September 1 looms ahead—the first day of school. For most moms, it is a relief to be able to ship the kids back off to school. But, if this year is your “maiden voyage,” as a mom of a kindergartener, it is your FIRST first day of school and the thought of it is just downright heartbreaking. Even as a seasoned mom, the FIRST first day of school just doesn’t get any easier.
I talked a big game a few months ago with one of my friends, whose oldest child is starting kindergarten. She asked me if I was going to cry when I took Connor to kindergarten. I scoffed at the mere suggestion of tears and emotion. I told her I was going to be fine. I had been through this before, after all. It is no big deal.
Then, I went to kindergarten registration. As I wrote the check that would seal his fate as a school-aged child, I felt my eyes well up with tears and my throat go tight. I looked at this child who was no longer a preschooler. Wasn’t it just yesterday that I found out I was pregnant? Wasn’t it just yesterday that he walked for the first time? Where did the past five years go? He had gotten so big and now I had to say good bye to him. He was no longer my student but would enter the world of formal education and all of its positive and not so positive influences.

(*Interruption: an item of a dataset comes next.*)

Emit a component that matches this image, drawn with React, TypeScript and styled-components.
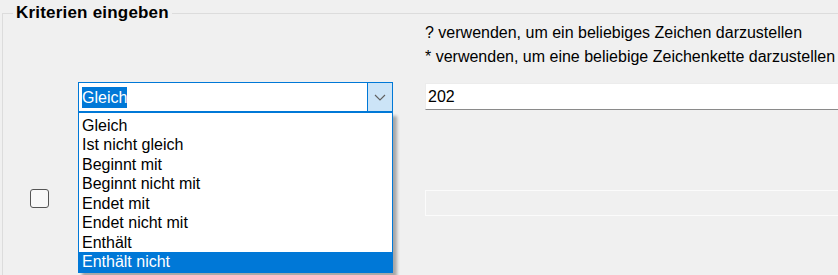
import React from 'react'
import styled, { createGlobalStyle } from 'styled-components'

const operators = [
  'Gleich',
  'Ist nicht gleich',
  'Beginnt mit',
  'Beginnt nicht mit',
  'Endet mit',
  'Endet nicht mit',
  'Enthält',
  'Enthält nicht',
]

const GlobalStyle = createGlobalStyle`
  html, body {
    margin: 0;
    padding: 0;
    background: #f0f0f0;
    overflow: hidden;
  }
  body {
    font-family: "Liberation Sans", Arial, sans-serif;
    font-size: 16px;
    color: #000;
  }
`

// group box runs past the bottom edge of the window, like the original form
const Group = styled.fieldset`
  margin: 3px 0 0 2px;
  padding: 0;
  min-width: 0;
  height: 300px;
  border: 1px solid #dcdcdc;
  border-right: none;
  border-bottom: none;
`

const Legend = styled.legend`
  margin-left: 10px;
  padding: 0 3px;
  font-size: 17px;
  font-weight: bold;
  line-height: 20px;
  letter-spacing: 0.2px;
  color: #000;
`

const Form = styled.div`
  display: grid;
  grid-template-columns: 48px 347px 1fr;
  grid-template-rows: 59px 106px 30px;
  padding-left: 27px;
`

const Hints = styled.div`
  grid-column: 3;
  grid-row: 1;
  display: flex;
  flex-direction: column;
  gap: 4px;
  line-height: 20px;
  white-space: nowrap;
`

const ComboWrap = styled.div`
  grid-column: 2;
  grid-row: 2;
  position: relative;
  width: 315px;
  height: 30px;
`

const ComboField = styled.div`
  display: flex;
  height: 100%;
  box-sizing: border-box;
  border: 1px solid #0078d7;
  background: #fff;
`

const ComboText = styled.div`
  flex: 1;
  display: flex;
  align-items: center;
  padding-left: 3px;
`

const Selected = styled.span`
  background: #0078d7;
  color: #fff;
  line-height: 21px;
`

const ComboButton = styled.div`
  width: 24px;
  display: flex;
  align-items: center;
  justify-content: center;
  background: #cce4f7;
  border-left: 1px solid #0078d7;
`

const DropList = styled.div`
  position: absolute;
  top: 100%;
  left: 0;
  right: 0;
  z-index: 2;
  padding-top: 2.5px;
  background: #fff;
  border: 1px solid #0078d7;
  box-shadow: 4px 4px 3px rgba(0, 0, 0, 0.3);
`

const Item = styled.div<{ $active?: boolean }>`
  height: 19.5px;
  line-height: 19.5px;
  padding-left: 3px;
  white-space: nowrap;
  background: ${(p) => (p.$active ? '#0078d7' : 'transparent')};
  color: ${(p) => (p.$active ? '#fff' : '#000')};
`

const TextBox = styled.div<{ $disabled?: boolean }>`
  grid-column: 3;
  align-self: start;
  margin-top: ${(p) => (p.$disabled ? '2px' : '1px')};
  height: ${(p) => (p.$disabled ? '26px' : '27px')};
  box-sizing: border-box;
  display: flex;
  align-items: center;
  padding-left: 2px;
  background: ${(p) => (p.$disabled ? '#f0f0f0' : '#fff')};
  border: 1px solid ${(p) => (p.$disabled ? '#fbfbfb' : '#ececec')};
  border-bottom-color: ${(p) => (p.$disabled ? '#fbfbfb' : '#8a8a8a')};
  border-right: none;
`

const CheckBox = styled.div`
  grid-column: 1;
  grid-row: 3;
  align-self: start;
  margin: 1px 0 0 0;
  width: 19px;
  height: 19px;
  box-sizing: border-box;
  border: 1px solid #555;
  border-radius: 3px;
  background: #f8f8f8;
`

const Chevron = () => (
  <svg width="12" height="7" viewBox="0 0 12 7">
    <path d="M1 1 L6 6 L11 1" fill="none" stroke="#606060" strokeWidth="1.1" />
  </svg>
)

export default function App() {
  return (
    <>
      <GlobalStyle />
      <Group>
        <Legend>Kriterien eingeben</Legend>
        <Form>
          <Hints>
            <span>? verwenden, um ein beliebiges Zeichen darzustellen</span>
            <span>* verwenden, um eine beliebige Zeichenkette darzustellen</span>
          </Hints>
          <ComboWrap>
            <ComboField>
              <ComboText>
                <Selected>Gleich</Selected>
              </ComboText>
              <ComboButton>
                <Chevron />
              </ComboButton>
            </ComboField>
            <DropList>
              {operators.map((op, i) => (
                <Item key={op} $active={i === operators.length - 1}>
                  {op}
                </Item>
              ))}
            </DropList>
          </ComboWrap>
          <TextBox style={{ gridRow: 2 }}>202</TextBox>
          <CheckBox />
          <TextBox $disabled style={{ gridRow: 3 }} />
        </Form>
      </Group>
    </>
  )
}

Looking back, he and I have had many mini goodbyes--when he stopped nursing, when he walked for the first time, when I left him with a sitter, even when he went to preschool for a few hours a week. Those were all sad and hard in their own way. But, they didn’t feel as hard as this goodbye.
He would be gone for hours each day, five days a week. Perhaps because I have older children, my worries were even more compounded from prior knowledge. There would be bullies who would try to hurt him. There would be the disappointments of a friend not liking him anymore or even the pain of noticing a scrape on his knee and not knowing how it got there. How would he make it all day without me? Who will wipe his tears if he falls? Who will hold him if he is scared? Who will help him in the bathroom? How is he going to get his coat on and off? Is he going to remember his back pack? How can I protect him if I am not right there beside him?
So, if that friend asks me again if I will cry on the first day of kindergarten, I will respond with a resounding, YES! I will cry like crazy and he will probably be very embarrassed.
As I stand on the school grounds that day with my box of tissue leaning on the strength of the other moms of kindergarteners standing with me, through my tears I will be very proud. I will always treasure the time I spent with Connor. There will always be a special place in my heart for him that will transcend space and time. It reminds me of that song: “Every time you go away, you take a piece of me with you…” He will take a piece of me with him that will represent the love we shared and the things we taught each other during the past five years. We will get through the first day of kindergarten and all the other hard goodbyes that follow because of that love. He will continue to grow and thrive and I will be there at each good bye to cry and to be proud.